Как трагическая история неясных похорон Моцарта
[798], фиктивный провал экспедиции Рембо в Шоа является частью поучительной басни, которая делает абсурдность его конца более сносной. Получается внезапный обрыв в хвосте аккуратной параболы. Проступки героя – разбазаривание таланта, отрицание религии Искусства, слишком большая оригинальность и др. наказываются неудачами в материальном мире. Его смерть прикрыта утешающей логикой и относится без доказательно к факторам судьбы: обычно это наследственное заболевание или таинственное невезение. Ложные сообщения об изменении Рембо на смертном ложе справедливо высмеиваются, но вместо этого принимается идея неотвратимого упадка.
Так или иначе, жизнь Рембо используется, несмотря на его собственную философию, для доказательства, что человеческое существование подвергается высшей форме управления.
Существует, однако, нечто в поведении Рембо, что создает впечатление неизбежного несчастья. Его письма к аденскому консулу имеют характерный тон самоуничтожения. Легенда о его грабительской миссии в Шоа рассказывается с каким-то мазохистским ликованием, которое вряд ли внушает уверенность в цельности его натуры – оскорбление должностных лиц, бездумная раздача слабительных, насильственный захват подштанников и сжигание тетрадей.
За несколько дней до своего тридцать третьего дня рождения Рембо по-прежнему ведет себя как преступник, ищущий наказания, беглец, который с нетерпением ожидает дня, когда его схватят. Только в этом смысле экспедиция в Шоа может быть названа провалом.
Рембо лечился в Каире в течение семи недель. У него был ревматизм в пояснице, левом бедре и колене, а также в правом плече. Это может объяснить его своеобразный способ передвижения, замеченный Арманом Савуре: «левое плечо всегда далеко впереди правого»
[799]. Но ревматизм, кажется, прошел. Известия о его здоровье в целом солнечны до февраля 1891 года.
Мало известно о семинедельном отпуске Рембо в Каире, за исключением того, что он нашел его, – или утверждал, что нашел его, – необычайно дорогим и скучным.

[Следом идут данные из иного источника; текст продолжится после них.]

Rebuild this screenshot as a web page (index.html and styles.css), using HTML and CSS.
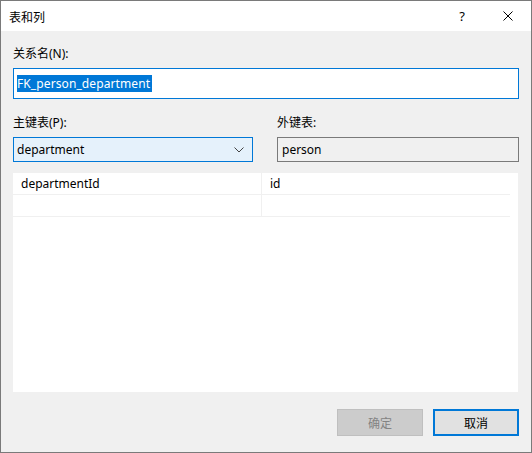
FILE: index.html
```html
<!DOCTYPE html>
<html lang="zh-CN">
<head>
    <meta charset="UTF-8">
    <title>表和列</title>
    <link rel="stylesheet" href="styles.css">
</head>
<body>
    <div class="dialog">
        <div class="titlebar">
            <span class="title">表和列</span>
            <span class="caption-btn">?</span>
            <span class="caption-btn">
                <svg width="10" height="10" viewBox="0 0 10 10"><path d="M0.5 0.5 L9.5 9.5 M9.5 0.5 L0.5 9.5" stroke="#000" stroke-width="1" fill="none"/></svg>
            </span>
        </div>

        <div class="content">
            <div class="label first">关系名(N):</div>
            <div class="textbox focused"><span class="selected">FK_person_department</span></div>

            <div class="pair">
                <div class="col left">
                    <div class="label">主键表(P):</div>
                    <div class="combo">
                        <span>department</span>
                        <svg width="10" height="6" viewBox="0 0 10 6"><path d="M0.5 0.5 L5 5 L9.5 0.5" stroke="#444" stroke-width="1" fill="none"/></svg>
                    </div>
                </div>
                <div class="col right">
                    <div class="label">外键表:</div>
                    <div class="textbox readonly">person</div>
                </div>
            </div>

            <div class="grid">
                <div class="row">
                    <div class="cell">departmentId</div>
                    <div class="cell">id</div>
                </div>
                <div class="row">
                    <div class="cell"></div>
                    <div class="cell"></div>
                </div>
            </div>

            <div class="buttons">
                <button class="btn disabled">确定</button>
                <button class="btn default">取消</button>
            </div>
        </div>
    </div>
</body>
</html>
```

FILE: styles.css
```css
body {
    margin: 0;
    font-family: "Noto Sans", "Noto Sans CJK SC", sans-serif;
    font-size: 12px;
    color: #000;
}
.dialog {
    width: 532px;
    height: 453px;
    box-sizing: border-box;
    border: 1px solid #7a7a7a;
    background-color: #f0f0f0;
    display: flex;
    flex-direction: column;
}
.titlebar {
    height: 30px;
    background-color: #fff;
    display: flex;
    align-items: center;
    padding-left: 8px;
}
.title {
    flex-grow: 1;
    font-family: "Noto Sans CJK SC", sans-serif;
}
.caption-btn {
    width: 46px;
    height: 30px;
    display: flex;
    align-items: center;
    justify-content: center;
    font-size: 13px;
}
.content {
    padding: 0 12px;
    display: flex;
    flex-direction: column;
}
.label {
    line-height: 16px;
    height: 16px;
    margin-bottom: 6px;
}
.label.first {
    margin-top: 15px;
}
.textbox {
    box-sizing: border-box;
    border: 1px solid #7a7a7a;
    background-color: #fff;
    display: flex;
    align-items: center;
}
.textbox.focused {
    height: 31px;
    border-color: #0078d7;
    padding-left: 3px;
}
.selected {
    background-color: #0078d7;
    color: #fff;
    line-height: 17px;
    padding-right: 2px;
    letter-spacing: 0.1px;
}
.pair {
    display: flex;
    gap: 24px;
    margin-top: 16px;
}
.col.left {
    width: 240px;
}
.col.right {
    flex-grow: 1;
}
.combo {
    height: 25px;
    box-sizing: border-box;
    border: 1px solid #0078d7;
    background-color: #e5f1fb;
    display: flex;
    align-items: center;
    justify-content: space-between;
    padding: 0 8px 0 3px;
}
.textbox.readonly {
    height: 25px;
    background-color: #f0f0f0;
    padding-left: 4px;
}
.grid {
    margin-top: 11px;
    height: 219px;
    width: 505px;
    background-color: #fff;
}
.row {
    display: flex;
    width: 497px;
    height: 22px;
    border-bottom: 1px solid #f0f0f0;
    box-sizing: border-box;
}
.cell {
    display: flex;
    align-items: center;
    padding-left: 8px;
}
.cell:first-child {
    width: 249px;
    box-sizing: border-box;
    border-right: 1px solid #f0f0f0;
}
.buttons {
    display: flex;
    justify-content: flex-end;
    gap: 10px;
    margin-top: 17px;
}
.btn {
    width: 86px;
    height: 27px;
    box-sizing: border-box;
    font-family: "Noto Sans CJK SC", sans-serif;
    font-size: 12px;
    background-color: #e1e1e1;
    border: 1px solid #adadad;
    color: #000;
    padding: 0;
}
.btn.disabled {
    background-color: #cccccc;
    border-color: #bfbfbf;
    color: #838383;
}
.btn.default {
    border: 2px solid #0078d7;
}
```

В отрывке из того, что может быть до сих пор не признанной перепиской с сестрой
[800], он нарисовал значительно более веселую картину: Каир был «цивилизо ванным» городом, напоминающим Париж, Ниццу и Восток и где живут в европейском стиле»
[801].
Он занимал время тем, что строил планы
[802]: Судан снова был открыт для торговли; в Массауа итальянская армия приноравливалась к императору Йоханнесу и нуждалась в услугах предприимчивого торговца. Он снова размышлял о том волшебном месте, Занзибаре, «откуда можно совершать дальние путешествия в Африку», и «Мадагаскаре, где можно сэкономить деньги». Он также упоминал «Китай или Японию», но, видимо, лишь поддразнивал свою мать.
Все эти планы имели одну общую черту: желание избежать оседлого образа жизни и чтобы ему за это платили. 26 августа он попросил Географическое общество профинансировать экспедицию в регионе, который был «очень опасным для европейцев», в соответствии с ответом общества. (Письмо Рембо не сохранилось.) Возможно, он думал о неизвестных землях, которые он мельком увидел на обратном пути из Шоа, и об огромных бездонных озерах, которые, по слухам, лежат к югу
[803].
К сожалению, он также думал об очень крупной сумме денег. Общество выразило сожаление, что оно не в состоянии финансировать его путешествие. Но даже прежде, чем он получил ответ, он планировал экспедицию иного рода. Рембо писал французскому консулу в Бейруте, спрашивая, где он мог бы купить четырех чистокровных ослов «в отличном состоянии», пояснив, что король Менелик надеется создать «мулов высшей расы».
Рембо получил паспорт для себя и Джами и, возможно, даже посетил Бейрут и Дамаск
[804]. Единственное, что можно с уверенностью сказать, – что он вернулся в Аден 8 октября 1887 года и помог Альфреду Барде с бумагами
[805].
Это было лишь временное решение. Когда он писал домой, на 22 ноября и еще 15 декабря он был «в добром здравии» и размышлял о чем-то гораздо более выгодном и легко поддающемся перевозке, чем сирийские ослы.